%%

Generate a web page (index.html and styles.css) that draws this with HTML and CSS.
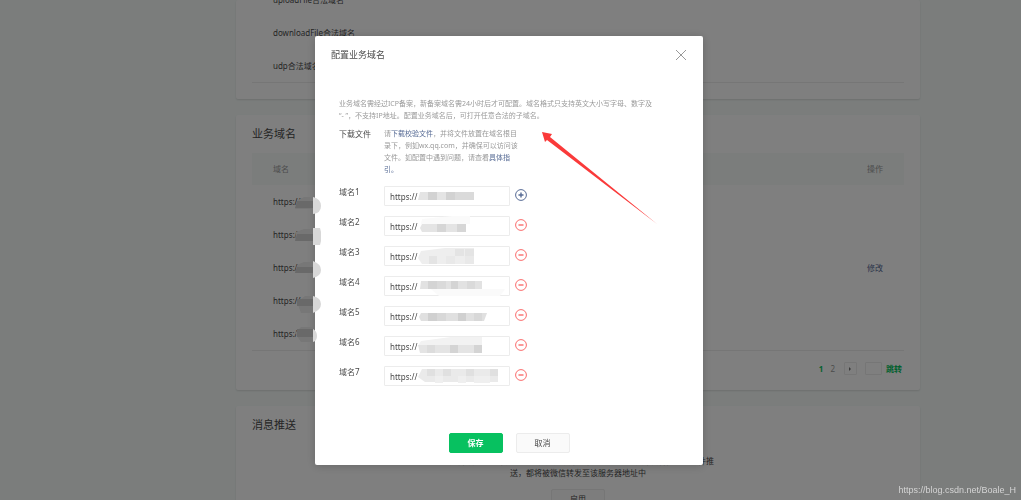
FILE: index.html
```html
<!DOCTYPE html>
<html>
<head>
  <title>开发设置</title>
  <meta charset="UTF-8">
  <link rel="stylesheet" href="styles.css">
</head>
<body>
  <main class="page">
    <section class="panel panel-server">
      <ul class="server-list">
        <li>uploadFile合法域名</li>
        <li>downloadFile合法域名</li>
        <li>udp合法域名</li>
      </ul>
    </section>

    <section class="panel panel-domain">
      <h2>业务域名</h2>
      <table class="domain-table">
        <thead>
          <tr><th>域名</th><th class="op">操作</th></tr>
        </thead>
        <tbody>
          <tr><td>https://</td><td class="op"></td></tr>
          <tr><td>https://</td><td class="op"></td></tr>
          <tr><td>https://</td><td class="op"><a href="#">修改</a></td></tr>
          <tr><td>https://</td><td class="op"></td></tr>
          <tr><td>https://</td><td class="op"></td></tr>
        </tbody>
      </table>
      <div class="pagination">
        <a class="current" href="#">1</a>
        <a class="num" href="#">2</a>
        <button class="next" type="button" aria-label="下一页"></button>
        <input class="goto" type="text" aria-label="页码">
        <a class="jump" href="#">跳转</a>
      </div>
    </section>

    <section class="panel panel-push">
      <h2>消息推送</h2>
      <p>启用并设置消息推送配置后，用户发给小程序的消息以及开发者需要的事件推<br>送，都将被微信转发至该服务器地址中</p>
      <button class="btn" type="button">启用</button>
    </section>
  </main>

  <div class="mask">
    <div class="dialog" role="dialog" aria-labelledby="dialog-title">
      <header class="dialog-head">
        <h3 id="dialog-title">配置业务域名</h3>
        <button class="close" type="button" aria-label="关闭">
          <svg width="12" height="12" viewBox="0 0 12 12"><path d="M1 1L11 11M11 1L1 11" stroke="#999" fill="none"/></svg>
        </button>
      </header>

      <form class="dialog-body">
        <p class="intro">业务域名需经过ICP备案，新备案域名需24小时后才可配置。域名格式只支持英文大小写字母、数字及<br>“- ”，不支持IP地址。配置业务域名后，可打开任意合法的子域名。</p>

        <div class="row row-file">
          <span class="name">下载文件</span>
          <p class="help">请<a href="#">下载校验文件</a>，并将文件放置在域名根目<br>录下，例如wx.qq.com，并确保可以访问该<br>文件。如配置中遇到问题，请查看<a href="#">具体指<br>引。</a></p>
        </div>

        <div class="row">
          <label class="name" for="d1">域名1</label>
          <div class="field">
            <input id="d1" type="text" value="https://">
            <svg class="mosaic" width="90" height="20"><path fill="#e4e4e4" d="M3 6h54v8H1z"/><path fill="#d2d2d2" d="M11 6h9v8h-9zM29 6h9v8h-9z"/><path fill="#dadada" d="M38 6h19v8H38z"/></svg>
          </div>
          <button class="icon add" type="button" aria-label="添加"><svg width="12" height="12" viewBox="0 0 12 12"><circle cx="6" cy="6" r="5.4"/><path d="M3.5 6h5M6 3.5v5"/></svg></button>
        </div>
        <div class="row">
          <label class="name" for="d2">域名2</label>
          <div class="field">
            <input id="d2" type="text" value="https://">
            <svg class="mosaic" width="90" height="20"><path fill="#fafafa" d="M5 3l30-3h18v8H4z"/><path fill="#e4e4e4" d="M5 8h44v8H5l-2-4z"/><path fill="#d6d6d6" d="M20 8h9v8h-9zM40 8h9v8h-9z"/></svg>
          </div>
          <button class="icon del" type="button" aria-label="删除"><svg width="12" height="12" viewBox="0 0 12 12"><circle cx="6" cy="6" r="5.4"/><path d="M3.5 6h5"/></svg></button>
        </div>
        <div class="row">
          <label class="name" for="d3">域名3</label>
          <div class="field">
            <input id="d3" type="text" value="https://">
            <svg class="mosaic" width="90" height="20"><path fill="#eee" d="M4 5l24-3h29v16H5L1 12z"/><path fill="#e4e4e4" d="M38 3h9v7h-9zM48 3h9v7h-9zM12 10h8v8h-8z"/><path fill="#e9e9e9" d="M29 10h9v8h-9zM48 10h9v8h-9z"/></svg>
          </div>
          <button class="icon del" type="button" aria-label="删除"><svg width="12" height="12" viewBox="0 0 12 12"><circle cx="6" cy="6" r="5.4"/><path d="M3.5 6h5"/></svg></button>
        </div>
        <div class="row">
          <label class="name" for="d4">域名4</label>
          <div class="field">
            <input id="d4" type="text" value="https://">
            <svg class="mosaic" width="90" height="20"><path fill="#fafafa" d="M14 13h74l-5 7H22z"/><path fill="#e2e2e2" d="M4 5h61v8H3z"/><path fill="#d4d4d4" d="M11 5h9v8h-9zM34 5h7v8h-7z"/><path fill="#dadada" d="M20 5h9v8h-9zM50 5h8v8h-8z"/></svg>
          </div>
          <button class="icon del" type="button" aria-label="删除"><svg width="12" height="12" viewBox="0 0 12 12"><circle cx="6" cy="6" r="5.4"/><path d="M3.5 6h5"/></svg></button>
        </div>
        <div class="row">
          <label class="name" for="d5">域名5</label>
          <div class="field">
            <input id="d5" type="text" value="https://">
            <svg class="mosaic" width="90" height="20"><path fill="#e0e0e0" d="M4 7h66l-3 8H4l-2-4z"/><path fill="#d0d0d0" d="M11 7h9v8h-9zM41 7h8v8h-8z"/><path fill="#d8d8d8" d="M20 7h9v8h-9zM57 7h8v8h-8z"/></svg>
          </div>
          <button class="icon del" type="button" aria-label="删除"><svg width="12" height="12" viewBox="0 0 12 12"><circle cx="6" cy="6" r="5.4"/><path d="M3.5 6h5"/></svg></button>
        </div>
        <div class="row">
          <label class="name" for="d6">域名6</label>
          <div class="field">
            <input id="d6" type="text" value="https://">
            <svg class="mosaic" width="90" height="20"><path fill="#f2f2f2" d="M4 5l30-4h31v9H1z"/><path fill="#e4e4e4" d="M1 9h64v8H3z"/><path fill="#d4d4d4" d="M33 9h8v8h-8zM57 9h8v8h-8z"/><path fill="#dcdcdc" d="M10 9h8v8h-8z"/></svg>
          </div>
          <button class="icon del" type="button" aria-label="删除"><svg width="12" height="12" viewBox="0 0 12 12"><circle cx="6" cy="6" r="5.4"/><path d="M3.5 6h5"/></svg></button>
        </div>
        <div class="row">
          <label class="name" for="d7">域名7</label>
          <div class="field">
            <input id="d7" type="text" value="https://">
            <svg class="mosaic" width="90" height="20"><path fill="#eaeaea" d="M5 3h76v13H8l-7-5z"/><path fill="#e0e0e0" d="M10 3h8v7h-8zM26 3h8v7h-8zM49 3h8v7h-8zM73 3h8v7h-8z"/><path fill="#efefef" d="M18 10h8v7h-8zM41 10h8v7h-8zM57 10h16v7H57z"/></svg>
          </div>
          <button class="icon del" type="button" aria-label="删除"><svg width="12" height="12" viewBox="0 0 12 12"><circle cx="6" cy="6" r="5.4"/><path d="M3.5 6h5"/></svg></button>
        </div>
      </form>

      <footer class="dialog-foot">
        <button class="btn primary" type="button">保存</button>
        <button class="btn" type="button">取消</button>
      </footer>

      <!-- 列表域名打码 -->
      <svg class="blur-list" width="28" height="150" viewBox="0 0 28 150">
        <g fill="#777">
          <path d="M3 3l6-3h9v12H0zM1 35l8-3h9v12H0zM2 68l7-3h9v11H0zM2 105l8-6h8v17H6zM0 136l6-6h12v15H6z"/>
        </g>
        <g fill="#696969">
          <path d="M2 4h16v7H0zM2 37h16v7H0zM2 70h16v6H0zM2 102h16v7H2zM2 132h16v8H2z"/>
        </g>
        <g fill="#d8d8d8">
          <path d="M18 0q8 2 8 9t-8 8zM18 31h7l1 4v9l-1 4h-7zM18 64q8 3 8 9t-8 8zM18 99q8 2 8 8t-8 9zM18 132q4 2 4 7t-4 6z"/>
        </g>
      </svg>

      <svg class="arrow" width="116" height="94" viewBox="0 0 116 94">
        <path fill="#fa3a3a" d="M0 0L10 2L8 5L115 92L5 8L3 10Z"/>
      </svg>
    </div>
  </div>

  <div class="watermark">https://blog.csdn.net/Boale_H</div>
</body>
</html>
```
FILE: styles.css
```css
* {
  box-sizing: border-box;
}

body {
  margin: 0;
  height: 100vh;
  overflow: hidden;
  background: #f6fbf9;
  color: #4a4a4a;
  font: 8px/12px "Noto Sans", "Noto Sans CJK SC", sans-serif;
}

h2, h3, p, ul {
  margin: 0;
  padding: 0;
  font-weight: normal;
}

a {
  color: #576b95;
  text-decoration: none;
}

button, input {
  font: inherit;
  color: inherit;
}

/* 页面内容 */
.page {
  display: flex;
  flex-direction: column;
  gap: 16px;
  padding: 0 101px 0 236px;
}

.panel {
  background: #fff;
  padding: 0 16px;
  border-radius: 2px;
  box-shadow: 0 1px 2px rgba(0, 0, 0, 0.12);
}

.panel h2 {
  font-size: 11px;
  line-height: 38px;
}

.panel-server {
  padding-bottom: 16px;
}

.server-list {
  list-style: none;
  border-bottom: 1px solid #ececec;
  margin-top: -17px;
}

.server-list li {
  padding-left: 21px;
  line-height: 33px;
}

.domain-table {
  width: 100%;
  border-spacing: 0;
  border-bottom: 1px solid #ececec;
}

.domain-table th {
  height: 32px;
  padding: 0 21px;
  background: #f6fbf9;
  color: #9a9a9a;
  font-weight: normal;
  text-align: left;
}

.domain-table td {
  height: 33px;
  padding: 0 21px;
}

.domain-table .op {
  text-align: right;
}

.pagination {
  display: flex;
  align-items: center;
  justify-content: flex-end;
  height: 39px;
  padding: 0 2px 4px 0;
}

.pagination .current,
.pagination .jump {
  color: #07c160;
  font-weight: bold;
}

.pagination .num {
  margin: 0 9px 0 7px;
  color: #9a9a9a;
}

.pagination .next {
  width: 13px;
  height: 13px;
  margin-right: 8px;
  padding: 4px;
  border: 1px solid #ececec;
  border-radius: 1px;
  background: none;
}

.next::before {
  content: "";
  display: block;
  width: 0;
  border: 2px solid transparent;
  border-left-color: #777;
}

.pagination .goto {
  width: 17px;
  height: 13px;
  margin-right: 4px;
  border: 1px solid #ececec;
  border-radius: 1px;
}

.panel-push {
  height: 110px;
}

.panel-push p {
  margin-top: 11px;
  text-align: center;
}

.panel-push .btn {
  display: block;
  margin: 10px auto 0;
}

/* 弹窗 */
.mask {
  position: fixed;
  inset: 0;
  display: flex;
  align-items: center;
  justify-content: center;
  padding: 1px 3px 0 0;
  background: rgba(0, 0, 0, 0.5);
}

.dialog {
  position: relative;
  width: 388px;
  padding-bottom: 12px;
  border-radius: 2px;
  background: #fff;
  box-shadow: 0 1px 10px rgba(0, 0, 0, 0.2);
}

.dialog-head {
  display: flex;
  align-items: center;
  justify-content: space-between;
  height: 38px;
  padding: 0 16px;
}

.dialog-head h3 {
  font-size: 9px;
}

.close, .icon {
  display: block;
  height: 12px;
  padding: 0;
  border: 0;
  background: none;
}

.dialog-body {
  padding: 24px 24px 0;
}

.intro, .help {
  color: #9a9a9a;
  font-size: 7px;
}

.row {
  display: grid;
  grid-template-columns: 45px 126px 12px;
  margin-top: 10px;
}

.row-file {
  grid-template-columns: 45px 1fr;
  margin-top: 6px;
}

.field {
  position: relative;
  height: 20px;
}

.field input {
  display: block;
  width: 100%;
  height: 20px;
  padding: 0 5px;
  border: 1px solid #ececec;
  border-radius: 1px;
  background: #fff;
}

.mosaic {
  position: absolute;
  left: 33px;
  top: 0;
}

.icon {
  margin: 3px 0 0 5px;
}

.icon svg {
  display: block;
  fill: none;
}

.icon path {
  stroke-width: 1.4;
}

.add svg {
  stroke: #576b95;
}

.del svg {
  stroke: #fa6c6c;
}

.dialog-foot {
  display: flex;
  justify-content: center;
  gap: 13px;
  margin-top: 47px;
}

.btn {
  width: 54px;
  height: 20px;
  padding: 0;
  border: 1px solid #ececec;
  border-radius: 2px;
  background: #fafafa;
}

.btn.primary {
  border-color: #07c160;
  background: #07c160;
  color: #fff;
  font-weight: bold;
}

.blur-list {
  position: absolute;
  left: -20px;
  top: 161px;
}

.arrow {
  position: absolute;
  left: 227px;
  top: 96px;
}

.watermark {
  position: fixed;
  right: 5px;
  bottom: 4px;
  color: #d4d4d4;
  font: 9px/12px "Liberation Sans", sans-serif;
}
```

%%

__Exercise aim__: Copy each line of the data that contains the word "page".

__Exercise result__:
Generate a web page (index.html and styles.css) that draws this with HTML and CSS.
  <main class="page">
.page {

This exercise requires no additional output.